古川日出男「ベルカ、吠えないのか?」文春文庫
これはフィクションだってあなたたちは言うだろう。
おれもそれは認めるだろう。でも、あなたたち、
この世にフィクション以外のなにがあると思ってるんだ?
どんな本?
第二次大戦当時。米軍の上陸に備え、帝国陸海軍はアリューシャン列島のキスカ島より撤退した…四匹の軍用犬を残して。残されたのは、ジャーマン・シェパードの正勇と勝とエクスプロージョン、そして北海道犬の北。そして生き延びた犬たちの子孫は、アメリカで・朝鮮で・ベトナムで・アフガニスタンで・シベリアで、人間達が引き起こす動乱に巻き込まれつつ、逞しく20世紀を駆け抜ける。
「アラビアの夜の種族」で奔放な想像力を見せ付けた古川日出男による、激動の20世紀を舞台とした、犬たちの大河ドラマ。
いつ出たの?分量は?読みやすい?
単行本は2005年4月発行。文庫本は2008年5月発行。文庫本で9ポイント縦一段組み382頁。39字×18行×382頁=268,164字、400字詰め原稿用紙で約671枚。ときおり犬に語りかける詩的な文章は、力強いリズムがあって、巧くノリが合えば心地よく読める。
感想は?
犬、それも軍用犬が主人公の大河ドラマ…といえば、キワモノを想像しそうだが、とんでもない。これぞ大河ドラマの王道を行く、アクションあり過酷な運命あり切ない恋ありファミリーの愛情ありの、濃ゆ~いドラマがぎっしり詰まった、娯楽小説の力作にして傑作。
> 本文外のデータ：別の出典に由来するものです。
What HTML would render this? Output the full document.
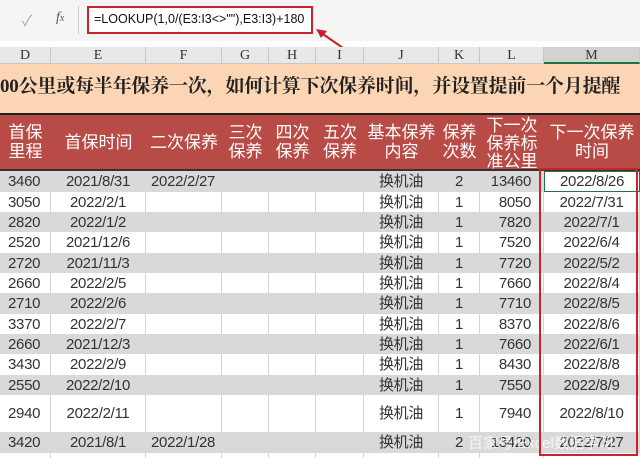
<!DOCTYPE html>
<html><head><meta charset="utf-8"><style>
*{margin:0;padding:0;box-sizing:border-box}
body{width:640px;height:458px;overflow:hidden;background:#fff;position:relative;font-family:"Liberation Sans","Noto Sans CJK SC",sans-serif}
.a{position:absolute}
.fb{left:0;top:0;width:640px;height:41px;background:#f5f5f5}
.colh{left:0;top:47px;width:640px;height:17px;background:#e8e8e8;border-bottom:1px solid #c8c8c8}
.cl{position:absolute;top:0;height:17px;line-height:17px;text-align:center;font-family:"Liberation Serif",serif;font-size:14px;color:#333;border-right:1px solid #c8c8c8}
.title{left:0;top:64px;width:640px;height:49px;background:#fcd5b4;white-space:nowrap;overflow:hidden;font-family:"Liberation Serif","Noto Serif CJK SC",serif;font-weight:bold;font-size:19px;line-height:46px;color:#222;letter-spacing:-0.2px}
.hdr{left:0;top:113px;width:640px;height:58px;background:#b94b46;border-top:2px solid #222;border-bottom:2px solid #333}
.hc{position:absolute;top:0;height:54px;display:flex;align-items:center;justify-content:center;text-align:center;color:#fff;font-size:17px;line-height:19px}
.row{position:absolute;left:0;width:640px}
.g{background:#d9d9d9}
.c{position:absolute;top:0;height:100%;display:flex;align-items:center;font-size:15px;line-height:1;color:#333;border-right:1px solid #d4d4d4;letter-spacing:-0.3px}
.g .c{border-right-color:#d9d9d9}
</style></head><body>
<div class="a fb"></div>
<div class="a" style="left:22px;top:10px;color:#aaa;font-size:15px">✓</div>
<div class="a" style="left:56px;top:10px;color:#555;font-size:14px;font-style:italic;font-family:'Liberation Serif',serif">f<span style="font-size:10px">x</span></div>
<div class="a" style="left:78px;top:6px;width:1px;height:28px;background:#ccc"></div>
<div class="a" style="left:87px;top:6px;width:226px;height:28px;background:#fff;border:2px solid #d0202a"></div>
<div class="a" style="left:94px;top:12px;font-size:12.5px;color:#111;white-space:nowrap">=LOOKUP(1,0/(E3:I3&lt;&gt;""),E3:I3)+180</div>
<svg class="a" style="left:310px;top:24px" width="40" height="28"><line x1="33" y1="24" x2="10" y2="8" stroke="#c8202a" stroke-width="2"/><polygon points="6,5 17,7 11,14" fill="#c8202a"/></svg>
<div class="a colh">
<div class="cl" style="left:0;width:51px">D</div><div class="cl" style="left:51px;width:95px">E</div><div class="cl" style="left:146px;width:76px">F</div><div class="cl" style="left:222px;width:47px">G</div><div class="cl" style="left:269px;width:47px">H</div><div class="cl" style="left:316px;width:48px">I</div><div class="cl" style="left:364px;width:75px">J</div><div class="cl" style="left:439px;width:41px">K</div><div class="cl" style="left:480px;width:64px">L</div><div class="cl" style="left:544px;width:96px;background:#d2d2d2;border-bottom:2px solid #217346">M</div>
</div>
<div class="a title">00公里或每半年保养一次，如何计算下次保养时间，并设置提前一个月提醒</div>
<div class="a hdr">
<div class="hc" style="left:0;width:51px">首保<br>里程</div>
<div class="hc" style="left:51px;width:95px">首保时间</div>
<div class="hc" style="left:146px;width:76px">二次保养</div>
<div class="hc" style="left:222px;width:47px">三次<br>保养</div>
<div class="hc" style="left:269px;width:47px">四次<br>保养</div>
<div class="hc" style="left:316px;width:48px">五次<br>保养</div>
<div class="hc" style="left:364px;width:75px">基本保养<br>内容</div>
<div class="hc" style="left:439px;width:41px">保养<br>次数</div>
<div class="hc" style="left:480px;width:64px;top:2px;line-height:18px">下一次<br>保养标<br>准公里</div>
<div class="hc" style="left:544px;width:96px">下一次保养<br>时间</div>
</div>
<div class="row g" style="top:171px;height:21px"><div class="c" style="left:0;width:51px;padding-left:8px">3460</div><div class="c" style="left:51px;width:95px;justify-content:center">2021/8/31</div><div class="c" style="left:146px;width:76px;padding-left:5px">2022/2/27</div><div class="c" style="left:222px;width:47px"></div><div class="c" style="left:269px;width:47px"></div><div class="c" style="left:316px;width:48px"></div><div class="c" style="left:364px;width:75px;justify-content:center">换机油</div><div class="c" style="left:439px;width:41px;justify-content:center">2</div><div class="c" style="left:480px;width:64px;justify-content:flex-end;padding-right:12px">13460</div><div class="c" style="left:544px;width:96px;justify-content:center;background:#fff;border:1.5px solid #217346">2022/8/26</div></div>
<div class="row" style="top:192px;height:20px"><div class="c" style="left:0;width:51px;padding-left:8px">3050</div><div class="c" style="left:51px;width:95px;justify-content:center">2022/2/1</div><div class="c" style="left:146px;width:76px"></div><div class="c" style="left:222px;width:47px"></div><div class="c" style="left:269px;width:47px"></div><div class="c" style="left:316px;width:48px"></div><div class="c" style="left:364px;width:75px;justify-content:center">换机油</div><div class="c" style="left:439px;width:41px;justify-content:center">1</div><div class="c" style="left:480px;width:64px;justify-content:flex-end;padding-right:12px">8050</div><div class="c" style="left:544px;width:96px;justify-content:center">2022/7/31</div></div>
<div class="row g" style="top:212px;height:20px"><div class="c" style="left:0;width:51px;padding-left:8px">2820</div><div class="c" style="left:51px;width:95px;justify-content:center">2022/1/2</div><div class="c" style="left:364px;width:75px;justify-content:center">换机油</div><div class="c" style="left:439px;width:41px;justify-content:center">1</div><div class="c" style="left:480px;width:64px;justify-content:flex-end;padding-right:12px">7820</div><div class="c" style="left:544px;width:96px;justify-content:center">2022/7/1</div></div>
<div class="row" style="top:232px;height:21px"><div class="c" style="left:0;width:51px;padding-left:8px">2520</div><div class="c" style="left:51px;width:95px;justify-content:center">2021/12/6</div><div class="c" style="left:146px;width:76px"></div><div class="c" style="left:222px;width:47px"></div><div class="c" style="left:269px;width:47px"></div><div class="c" style="left:316px;width:48px"></div><div class="c" style="left:364px;width:75px;justify-content:center">换机油</div><div class="c" style="left:439px;width:41px;justify-content:center">1</div><div class="c" style="left:480px;width:64px;justify-content:flex-end;padding-right:12px">7520</div><div class="c" style="left:544px;width:96px;justify-content:center">2022/6/4</div></div>
<div class="row g" style="top:253px;height:20px"><div class="c" style="left:0;width:51px;padding-left:8px">2720</div><div class="c" style="left:51px;width:95px;justify-content:center">2021/11/3</div><div class="c" style="left:364px;width:75px;justify-content:center">换机油</div><div class="c" style="left:439px;width:41px;justify-content:center">1</div><div class="c" style="left:480px;width:64px;justify-content:flex-end;padding-right:12px">7720</div><div class="c" style="left:544px;width:96px;justify-content:center">2022/5/2</div></div>
<div class="row" style="top:273px;height:20px"><div class="c" style="left:0;width:51px;padding-left:8px">2660</div><div class="c" style="left:51px;width:95px;justify-content:center">2022/2/5</div><div class="c" style="left:146px;width:76px"></div><div class="c" style="left:222px;width:47px"></div><div class="c" style="left:269px;width:47px"></div><div class="c" style="left:316px;width:48px"></div><div class="c" style="left:364px;width:75px;justify-content:center">换机油</div><div class="c" style="left:439px;width:41px;justify-content:center">1</div><div class="c" style="left:480px;width:64px;justify-content:flex-end;padding-right:12px">7660</div><div class="c" style="left:544px;width:96px;justify-content:center">2022/8/4</div></div>
<div class="row g" style="top:293px;height:21px"><div class="c" style="left:0;width:51px;padding-left:8px">2710</div><div class="c" style="left:51px;width:95px;justify-content:center">2022/2/6</div><div class="c" style="left:364px;width:75px;justify-content:center">换机油</div><div class="c" style="left:439px;width:41px;justify-content:center">1</div><div class="c" style="left:480px;width:64px;justify-content:flex-end;padding-right:12px">7710</div><div class="c" style="left:544px;width:96px;justify-content:center">2022/8/5</div></div>
<div class="row" style="top:314px;height:20px"><div class="c" style="left:0;width:51px;padding-left:8px">3370</div><div class="c" style="left:51px;width:95px;justify-content:center">2022/2/7</div><div class="c" style="left:146px;width:76px"></div><div class="c" style="left:222px;width:47px"></div><div class="c" style="left:269px;width:47px"></div><div class="c" style="left:316px;width:48px"></div><div class="c" style="left:364px;width:75px;justify-content:center">换机油</div><div class="c" style="left:439px;width:41px;justify-content:center">1</div><div class="c" style="left:480px;width:64px;justify-content:flex-end;padding-right:12px">8370</div><div class="c" style="left:544px;width:96px;justify-content:center">2022/8/6</div></div>
<div class="row g" style="top:334px;height:20px"><div class="c" style="left:0;width:51px;padding-left:8px">2660</div><div class="c" style="left:51px;width:95px;justify-content:center">2021/12/3</div><div class="c" style="left:364px;width:75px;justify-content:center">换机油</div><div class="c" style="left:439px;width:41px;justify-content:center">1</div><div class="c" style="left:480px;width:64px;justify-content:flex-end;padding-right:12px">7660</div><div class="c" style="left:544px;width:96px;justify-content:center">2022/6/1</div></div>
<div class="row" style="top:354px;height:21px"><div class="c" style="left:0;width:51px;padding-left:8px">3430</div><div class="c" style="left:51px;width:95px;justify-content:center">2022/2/9</div><div class="c" style="left:146px;width:76px"></div><div class="c" style="left:222px;width:47px"></div><div class="c" style="left:269px;width:47px"></div><div class="c" style="left:316px;width:48px"></div><div class="c" style="left:364px;width:75px;justify-content:center">换机油</div><div class="c" style="left:439px;width:41px;justify-content:center">1</div><div class="c" style="left:480px;width:64px;justify-content:flex-end;padding-right:12px">8430</div><div class="c" style="left:544px;width:96px;justify-content:center">2022/8/8</div></div>
<div class="row g" style="top:375px;height:20px"><div class="c" style="left:0;width:51px;padding-left:8px">2550</div><div class="c" style="left:51px;width:95px;justify-content:center">2022/2/10</div><div class="c" style="left:364px;width:75px;justify-content:center">换机油</div><div class="c" style="left:439px;width:41px;justify-content:center">1</div><div class="c" style="left:480px;width:64px;justify-content:flex-end;padding-right:12px">7550</div><div class="c" style="left:544px;width:96px;justify-content:center">2022/8/9</div></div>
<div class="row" style="top:395px;height:37px"><div class="c" style="left:0;width:51px;padding-left:8px">2940</div><div class="c" style="left:51px;width:95px;justify-content:center">2022/2/11</div><div class="c" style="left:146px;width:76px"></div><div class="c" style="left:222px;width:47px"></div><div class="c" style="left:269px;width:47px"></div><div class="c" style="left:316px;width:48px"></div><div class="c" style="left:364px;width:75px;justify-content:center">换机油</div><div class="c" style="left:439px;width:41px;justify-content:center">1</div><div class="c" style="left:480px;width:64px;justify-content:flex-end;padding-right:12px">7940</div><div class="c" style="left:544px;width:96px;justify-content:center">2022/8/10</div></div>
<div class="row g" style="top:432px;height:21px"><div class="c" style="left:0;width:51px;padding-left:8px">3420</div><div class="c" style="left:51px;width:95px;justify-content:center">2021/8/1</div><div class="c" style="left:146px;width:76px;padding-left:5px">2022/1/28</div><div class="c" style="left:364px;width:75px;justify-content:center">换机油</div><div class="c" style="left:439px;width:41px;justify-content:center">2</div><div class="c" style="left:480px;width:64px;justify-content:flex-end;padding-right:12px">13420</div><div class="c" style="left:544px;width:96px;justify-content:center">2022/7/27</div></div>
<div class="row" style="top:453px;height:5px"><div class="c" style="left:0;width:51px"></div><div class="c" style="left:51px;width:95px"></div><div class="c" style="left:146px;width:76px"></div><div class="c" style="left:222px;width:47px"></div><div class="c" style="left:269px;width:47px"></div><div class="c" style="left:316px;width:48px"></div><div class="c" style="left:364px;width:75px"></div><div class="c" style="left:439px;width:41px"></div><div class="c" style="left:480px;width:64px"></div></div>
<div class="a" style="left:468px;top:432px;font-size:15px;color:rgba(255,255,255,0.75);white-space:nowrap">百家号/Excel数据学习</div>
<div class="a" style="left:539px;top:168px;width:99px;height:288px;border:2px solid #d0202a"></div>
</body></html>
キスカ島に取り残された犬たちは、やがて米軍と遭遇し、それぞれの運命を辿る。優秀な軍用犬として軍に残る犬もあれば、民間に払い下げられる犬もいる。それぞれに子をなし、広大な系譜を作り、世界中に散らばっていく。
多くの子孫達は、様々な飼い主に出会う。ブリーダーに飼われドッグショーの花形となる犬もいれば、北の地で犬橇を曳く犬もいる。血筋を愛でられ純血種として番う血筋もあれば、あらゆる血を飲み込む犬もいる。運命を飼い主に翻弄されながらも、犬たちは難しく考え込まず、犬の本能に従って逞しく生きていく。時には野良にもなるが、そこは犬。人と違って貧乏だからってガックリきたりはしない。
沢山のドラマが詰まっている中で、私が最も気に入ったのは、怪犬仮面の物語。メキシコの裏家業の二代目のボンボン、幼い頃に父親の裏商売を知った上に愛犬を失って落ち込むが、教会で啓示を受けて開き直る。「天の国でのイヌの幸福を願う前に、やることあるだろう。まずは反道徳の代償、払いなさい!」なんともまあ、気さくなジーザスなこと。
反省したボンボン、怪犬仮面としてルチャ・リブレ(メキシコ流のプロレス)にデビューする。ルチャドール(プロレスラー)として観客を楽しませる事で、反道徳の償いとし、心置きなく家業に励むのでありました。いいのか、おい。全般的に舞台は寒い地域が中心のためか、殺伐とした雰囲気が多くを占めるこの作品の中で、このボンボンの能天気さと割り切りの良さ、そしてノリの軽さは異彩を放っている。あいや、裏家業なんで、やっぱり硝煙の匂いは付きまとうんだけど、どしても南国風の明るい感じになっちゃうんだよね。
当初は二代目にありがちな線の細さを感じさせたものの、立ち直りの早さと抜きん出た行動力で、ぐいぐいと物語をひっぱり、舞台をアチコチへ広げていく。このテンポのよさが、ひたすら気持ちいい。
軍用犬として続く系譜は、銃弾飛び交う戦争へと駆りだされる。朝鮮で、ベトナムで、アフガニスタンで。飼い主を変え、所属国家を変え、戦場を変え。走り、唸り、噛み付き、戦い、番う。
犬を中心に据えて人の20世紀を俯瞰するという、奇想天外にして前代未聞な形を取りながら、出来上がった作品は王道の大河ドラマ。一見、「変なお話」に見えるけど、実はど真ん中に剛速球を投げ込む、正攻法にして真っ向勝負の物語でありました。